Note what Anna, the prophetess, prophesied about: Christ’s redemption. She spoke of God setting us free, not by the payment of gold or silver, but by the payment of the obedience and death of His beloved Son. He was begotten of His Father before all worlds. He was conceived by the Holy Spirit of the Virgin Mary and was made man in time. It was the fullness of time. It was the right time. It was the time set by God from eternity and fulfilled in the birth, life, death, and resurrection of His Son.

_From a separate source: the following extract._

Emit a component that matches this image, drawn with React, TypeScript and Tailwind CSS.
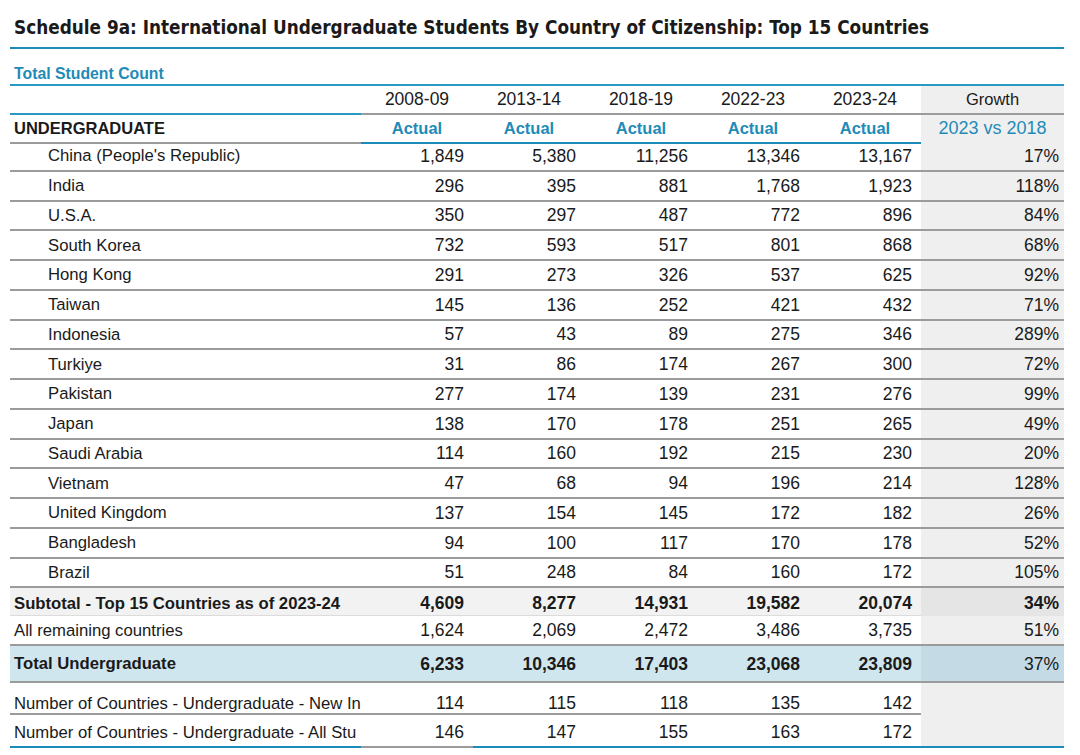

Anna prophesied about Christ’s redemption. She spoke of how this little baby would shed His blood to take away all sins. And she speaks for all Christians, men and women. She confesses what we believe. She is like Christian mothers who, during this holy season, finds great joy in seeing their children and grandchildren gathered around them. She gives meaning to the love of Christmas that goes even deeper than a mother’s love for her children. She testifies to the love of God for His wayward and sinful and defiant children who refused to come home to join Him. She tells how God graciously brought them home by redeeming them from their sin, delivering them from their defiant hearts, and sending the Holy Spirit into their hearts to enable them to confess the Christian faith. Anna speaks for our Christian mothers. Therefore we will honor this prophetess by honoring the Christian mothers that God, in His great mercy, has given to us. Amen.